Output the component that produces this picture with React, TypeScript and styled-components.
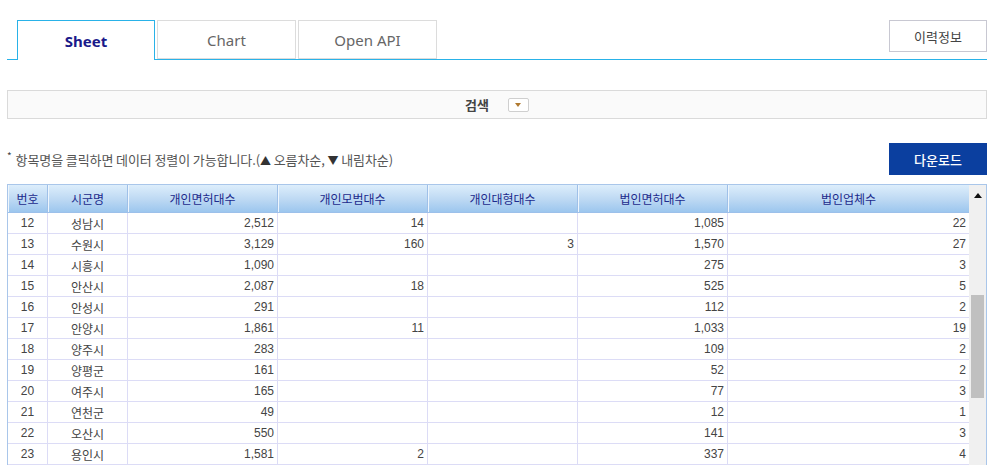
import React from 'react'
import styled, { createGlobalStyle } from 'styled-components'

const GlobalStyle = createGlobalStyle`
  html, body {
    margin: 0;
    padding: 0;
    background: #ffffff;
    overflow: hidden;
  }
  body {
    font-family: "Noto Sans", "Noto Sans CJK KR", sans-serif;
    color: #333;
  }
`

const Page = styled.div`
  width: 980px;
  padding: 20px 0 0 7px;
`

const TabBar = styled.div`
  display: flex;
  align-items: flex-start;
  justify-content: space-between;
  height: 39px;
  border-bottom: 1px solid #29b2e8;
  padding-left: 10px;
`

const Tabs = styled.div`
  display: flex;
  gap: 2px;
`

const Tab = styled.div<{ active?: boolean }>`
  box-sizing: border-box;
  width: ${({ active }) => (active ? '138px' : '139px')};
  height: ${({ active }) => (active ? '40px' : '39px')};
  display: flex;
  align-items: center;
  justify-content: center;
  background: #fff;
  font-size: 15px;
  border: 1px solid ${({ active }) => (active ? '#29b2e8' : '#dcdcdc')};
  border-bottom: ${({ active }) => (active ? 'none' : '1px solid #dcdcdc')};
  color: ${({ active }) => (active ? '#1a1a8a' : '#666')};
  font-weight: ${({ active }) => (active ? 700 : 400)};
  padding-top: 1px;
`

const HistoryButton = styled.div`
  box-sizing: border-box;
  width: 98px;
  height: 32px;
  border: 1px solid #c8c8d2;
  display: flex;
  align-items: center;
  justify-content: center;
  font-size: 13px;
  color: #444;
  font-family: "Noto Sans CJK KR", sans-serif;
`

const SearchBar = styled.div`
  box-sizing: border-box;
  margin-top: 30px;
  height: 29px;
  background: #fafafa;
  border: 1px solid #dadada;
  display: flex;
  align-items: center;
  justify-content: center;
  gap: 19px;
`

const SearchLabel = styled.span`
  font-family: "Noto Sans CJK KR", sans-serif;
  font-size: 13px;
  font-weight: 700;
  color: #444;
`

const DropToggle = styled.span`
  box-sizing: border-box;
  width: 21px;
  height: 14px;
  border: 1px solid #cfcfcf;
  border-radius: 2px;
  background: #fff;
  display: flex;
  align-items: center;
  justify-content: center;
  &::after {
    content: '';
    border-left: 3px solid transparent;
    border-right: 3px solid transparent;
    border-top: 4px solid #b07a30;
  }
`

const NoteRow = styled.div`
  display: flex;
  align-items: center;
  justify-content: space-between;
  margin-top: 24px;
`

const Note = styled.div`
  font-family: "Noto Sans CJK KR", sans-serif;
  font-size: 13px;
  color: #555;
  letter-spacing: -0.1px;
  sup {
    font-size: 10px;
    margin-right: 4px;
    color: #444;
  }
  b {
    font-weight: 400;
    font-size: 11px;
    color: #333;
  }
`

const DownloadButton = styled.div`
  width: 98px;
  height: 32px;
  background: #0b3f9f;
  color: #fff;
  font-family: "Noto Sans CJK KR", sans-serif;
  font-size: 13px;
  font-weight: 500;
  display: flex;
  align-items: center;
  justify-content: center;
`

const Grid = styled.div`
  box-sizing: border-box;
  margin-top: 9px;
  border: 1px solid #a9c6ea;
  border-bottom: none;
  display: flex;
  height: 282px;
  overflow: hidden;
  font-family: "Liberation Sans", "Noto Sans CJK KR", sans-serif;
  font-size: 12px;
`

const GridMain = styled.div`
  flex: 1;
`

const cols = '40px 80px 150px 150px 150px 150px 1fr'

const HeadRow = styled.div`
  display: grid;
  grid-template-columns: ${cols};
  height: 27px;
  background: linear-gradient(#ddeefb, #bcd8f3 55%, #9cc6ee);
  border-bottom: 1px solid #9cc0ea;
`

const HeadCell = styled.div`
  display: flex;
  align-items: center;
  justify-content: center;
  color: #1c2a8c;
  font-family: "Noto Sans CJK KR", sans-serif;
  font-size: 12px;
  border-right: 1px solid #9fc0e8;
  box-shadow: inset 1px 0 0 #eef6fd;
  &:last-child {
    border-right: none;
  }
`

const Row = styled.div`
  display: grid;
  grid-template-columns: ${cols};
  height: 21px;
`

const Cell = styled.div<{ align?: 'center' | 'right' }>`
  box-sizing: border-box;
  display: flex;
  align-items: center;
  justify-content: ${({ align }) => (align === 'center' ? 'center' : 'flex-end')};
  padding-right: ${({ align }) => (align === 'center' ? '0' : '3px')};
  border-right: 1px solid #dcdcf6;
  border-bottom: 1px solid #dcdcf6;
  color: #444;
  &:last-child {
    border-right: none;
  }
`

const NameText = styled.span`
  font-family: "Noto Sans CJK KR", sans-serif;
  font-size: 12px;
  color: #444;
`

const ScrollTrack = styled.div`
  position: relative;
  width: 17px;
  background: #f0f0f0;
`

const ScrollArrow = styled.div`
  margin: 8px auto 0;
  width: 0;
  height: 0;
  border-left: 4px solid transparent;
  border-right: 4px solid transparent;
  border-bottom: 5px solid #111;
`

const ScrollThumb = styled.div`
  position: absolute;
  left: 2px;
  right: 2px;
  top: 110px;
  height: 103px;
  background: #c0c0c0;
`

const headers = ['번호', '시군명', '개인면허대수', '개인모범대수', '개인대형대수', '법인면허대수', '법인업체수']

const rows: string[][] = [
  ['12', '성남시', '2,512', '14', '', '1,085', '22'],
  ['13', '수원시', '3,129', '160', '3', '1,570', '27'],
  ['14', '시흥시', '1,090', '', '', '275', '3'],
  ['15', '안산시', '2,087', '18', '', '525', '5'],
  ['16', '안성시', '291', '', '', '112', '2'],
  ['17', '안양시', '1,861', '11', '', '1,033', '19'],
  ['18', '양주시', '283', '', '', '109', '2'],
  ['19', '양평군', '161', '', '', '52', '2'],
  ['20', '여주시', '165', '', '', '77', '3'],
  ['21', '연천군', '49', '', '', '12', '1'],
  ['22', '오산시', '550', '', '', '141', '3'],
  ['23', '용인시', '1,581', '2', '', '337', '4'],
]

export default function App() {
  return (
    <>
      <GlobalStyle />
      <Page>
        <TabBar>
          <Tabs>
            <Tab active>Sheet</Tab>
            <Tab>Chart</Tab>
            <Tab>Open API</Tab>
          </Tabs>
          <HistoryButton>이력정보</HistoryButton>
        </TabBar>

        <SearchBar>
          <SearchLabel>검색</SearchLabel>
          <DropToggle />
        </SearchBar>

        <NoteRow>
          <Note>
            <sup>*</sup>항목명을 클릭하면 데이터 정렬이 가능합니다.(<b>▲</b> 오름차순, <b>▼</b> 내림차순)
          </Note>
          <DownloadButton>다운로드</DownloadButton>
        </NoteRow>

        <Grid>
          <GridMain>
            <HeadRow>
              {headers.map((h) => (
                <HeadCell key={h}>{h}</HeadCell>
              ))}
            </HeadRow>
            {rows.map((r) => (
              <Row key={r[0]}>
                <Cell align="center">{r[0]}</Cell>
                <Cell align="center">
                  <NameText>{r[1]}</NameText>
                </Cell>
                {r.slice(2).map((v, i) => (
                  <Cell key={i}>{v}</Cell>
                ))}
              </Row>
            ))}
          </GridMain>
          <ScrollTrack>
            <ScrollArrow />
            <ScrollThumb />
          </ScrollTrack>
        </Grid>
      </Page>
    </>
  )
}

---

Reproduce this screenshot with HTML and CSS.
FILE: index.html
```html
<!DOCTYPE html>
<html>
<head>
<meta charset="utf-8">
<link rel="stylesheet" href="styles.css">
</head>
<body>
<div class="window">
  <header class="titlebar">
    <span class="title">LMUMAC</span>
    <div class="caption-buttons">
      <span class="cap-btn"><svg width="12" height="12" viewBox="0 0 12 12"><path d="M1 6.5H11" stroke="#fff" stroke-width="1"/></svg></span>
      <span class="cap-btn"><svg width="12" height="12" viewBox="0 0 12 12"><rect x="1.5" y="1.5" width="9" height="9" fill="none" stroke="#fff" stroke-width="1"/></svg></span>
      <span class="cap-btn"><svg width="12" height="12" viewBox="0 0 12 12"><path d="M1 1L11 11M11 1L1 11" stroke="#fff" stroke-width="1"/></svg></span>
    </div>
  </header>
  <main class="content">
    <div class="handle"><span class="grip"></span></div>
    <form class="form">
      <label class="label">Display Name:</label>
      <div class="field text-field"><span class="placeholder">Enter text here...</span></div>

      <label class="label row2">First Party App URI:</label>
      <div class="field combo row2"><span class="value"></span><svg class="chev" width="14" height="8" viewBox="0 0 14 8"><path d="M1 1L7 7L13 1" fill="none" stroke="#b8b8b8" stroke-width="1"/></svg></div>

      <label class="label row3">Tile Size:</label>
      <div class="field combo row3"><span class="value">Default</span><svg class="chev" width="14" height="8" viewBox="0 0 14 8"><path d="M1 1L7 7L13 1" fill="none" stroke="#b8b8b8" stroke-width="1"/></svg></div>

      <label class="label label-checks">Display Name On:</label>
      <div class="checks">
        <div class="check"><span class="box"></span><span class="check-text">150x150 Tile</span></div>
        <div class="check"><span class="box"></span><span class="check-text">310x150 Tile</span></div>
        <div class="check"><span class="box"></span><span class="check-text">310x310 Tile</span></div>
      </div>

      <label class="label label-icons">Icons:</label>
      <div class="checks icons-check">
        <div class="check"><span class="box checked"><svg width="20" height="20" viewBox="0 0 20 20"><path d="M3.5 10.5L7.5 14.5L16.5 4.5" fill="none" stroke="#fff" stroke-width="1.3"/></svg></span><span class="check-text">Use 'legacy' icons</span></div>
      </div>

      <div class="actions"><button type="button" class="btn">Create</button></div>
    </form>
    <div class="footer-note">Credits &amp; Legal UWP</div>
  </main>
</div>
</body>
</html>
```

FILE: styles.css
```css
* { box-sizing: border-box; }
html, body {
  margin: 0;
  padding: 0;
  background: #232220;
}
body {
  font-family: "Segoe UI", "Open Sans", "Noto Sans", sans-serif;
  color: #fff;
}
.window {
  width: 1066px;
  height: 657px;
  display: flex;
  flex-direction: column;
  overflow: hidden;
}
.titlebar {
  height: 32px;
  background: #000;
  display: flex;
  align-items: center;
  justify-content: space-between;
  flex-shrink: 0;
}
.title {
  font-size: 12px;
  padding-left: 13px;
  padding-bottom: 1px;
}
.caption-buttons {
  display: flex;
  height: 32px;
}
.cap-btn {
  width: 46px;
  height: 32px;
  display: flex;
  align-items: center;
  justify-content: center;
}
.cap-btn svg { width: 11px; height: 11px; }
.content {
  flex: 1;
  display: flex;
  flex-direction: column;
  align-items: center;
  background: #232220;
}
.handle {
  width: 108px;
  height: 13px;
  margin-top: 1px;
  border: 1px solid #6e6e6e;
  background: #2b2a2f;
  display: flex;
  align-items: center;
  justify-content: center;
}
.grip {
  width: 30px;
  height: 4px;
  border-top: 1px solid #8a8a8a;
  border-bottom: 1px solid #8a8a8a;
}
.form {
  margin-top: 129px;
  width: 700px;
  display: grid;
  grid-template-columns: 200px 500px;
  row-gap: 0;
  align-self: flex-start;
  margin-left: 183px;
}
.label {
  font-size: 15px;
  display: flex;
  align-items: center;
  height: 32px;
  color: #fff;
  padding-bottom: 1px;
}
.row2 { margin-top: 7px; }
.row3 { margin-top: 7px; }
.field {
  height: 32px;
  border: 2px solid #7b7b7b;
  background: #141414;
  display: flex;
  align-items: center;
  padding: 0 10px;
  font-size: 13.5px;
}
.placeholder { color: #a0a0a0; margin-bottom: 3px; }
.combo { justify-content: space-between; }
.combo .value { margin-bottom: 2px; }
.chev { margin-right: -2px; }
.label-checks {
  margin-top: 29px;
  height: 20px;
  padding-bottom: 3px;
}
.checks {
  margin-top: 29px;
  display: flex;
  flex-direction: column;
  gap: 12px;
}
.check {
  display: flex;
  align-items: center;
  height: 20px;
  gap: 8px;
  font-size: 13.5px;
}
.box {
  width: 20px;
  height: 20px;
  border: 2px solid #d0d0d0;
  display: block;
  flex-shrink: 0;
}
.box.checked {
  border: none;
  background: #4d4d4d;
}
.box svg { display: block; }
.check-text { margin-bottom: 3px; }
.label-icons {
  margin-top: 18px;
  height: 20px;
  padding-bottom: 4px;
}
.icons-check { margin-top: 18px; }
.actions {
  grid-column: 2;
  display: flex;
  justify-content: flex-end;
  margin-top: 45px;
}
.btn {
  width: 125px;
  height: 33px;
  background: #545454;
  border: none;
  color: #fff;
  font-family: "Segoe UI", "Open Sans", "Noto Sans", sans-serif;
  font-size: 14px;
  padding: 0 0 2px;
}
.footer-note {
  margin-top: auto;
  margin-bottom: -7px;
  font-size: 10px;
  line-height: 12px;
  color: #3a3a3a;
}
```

==

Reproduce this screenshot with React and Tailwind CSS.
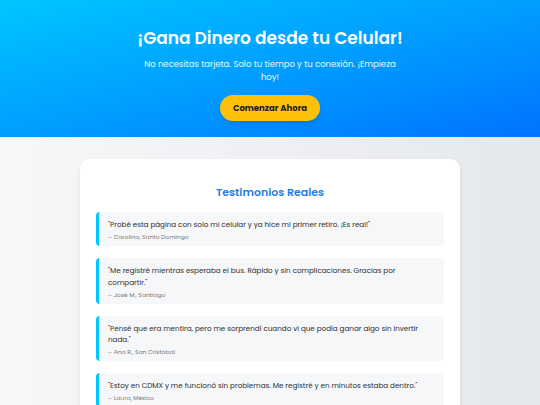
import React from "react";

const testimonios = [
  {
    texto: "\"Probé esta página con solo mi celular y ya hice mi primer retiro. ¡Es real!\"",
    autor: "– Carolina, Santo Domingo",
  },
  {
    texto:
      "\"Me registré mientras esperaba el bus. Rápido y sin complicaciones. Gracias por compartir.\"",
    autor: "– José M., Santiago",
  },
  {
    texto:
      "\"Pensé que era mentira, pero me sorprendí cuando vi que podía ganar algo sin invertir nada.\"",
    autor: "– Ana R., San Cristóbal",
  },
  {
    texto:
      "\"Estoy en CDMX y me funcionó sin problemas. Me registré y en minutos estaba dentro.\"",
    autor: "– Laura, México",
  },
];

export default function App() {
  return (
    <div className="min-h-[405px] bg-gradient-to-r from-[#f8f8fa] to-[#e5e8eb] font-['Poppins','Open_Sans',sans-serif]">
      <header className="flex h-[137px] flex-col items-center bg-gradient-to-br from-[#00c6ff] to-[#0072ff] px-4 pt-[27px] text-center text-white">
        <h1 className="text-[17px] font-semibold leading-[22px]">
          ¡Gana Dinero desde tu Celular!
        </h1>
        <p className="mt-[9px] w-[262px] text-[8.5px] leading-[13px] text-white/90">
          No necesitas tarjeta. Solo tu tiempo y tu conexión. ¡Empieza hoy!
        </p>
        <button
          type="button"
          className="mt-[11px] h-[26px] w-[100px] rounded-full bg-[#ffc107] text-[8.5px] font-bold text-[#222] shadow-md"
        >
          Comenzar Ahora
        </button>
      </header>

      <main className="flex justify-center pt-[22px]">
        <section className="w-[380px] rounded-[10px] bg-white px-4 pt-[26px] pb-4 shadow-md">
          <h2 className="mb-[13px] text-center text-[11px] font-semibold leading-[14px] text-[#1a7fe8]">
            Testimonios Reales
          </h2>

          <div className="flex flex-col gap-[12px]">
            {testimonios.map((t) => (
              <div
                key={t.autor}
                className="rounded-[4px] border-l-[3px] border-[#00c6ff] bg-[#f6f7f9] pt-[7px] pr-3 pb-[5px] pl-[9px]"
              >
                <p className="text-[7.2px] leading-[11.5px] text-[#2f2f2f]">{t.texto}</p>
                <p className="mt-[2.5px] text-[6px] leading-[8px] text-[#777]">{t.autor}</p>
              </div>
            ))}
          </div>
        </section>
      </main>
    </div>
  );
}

● **Requirement**
Where a line above contains the string "this", copy that line.

● **Response below**
Output the component that produces this picture with React, TypeScript and styled-components.
Reproduce this screenshot with HTML and CSS.
Reproduce this screenshot with React and Tailwind CSS.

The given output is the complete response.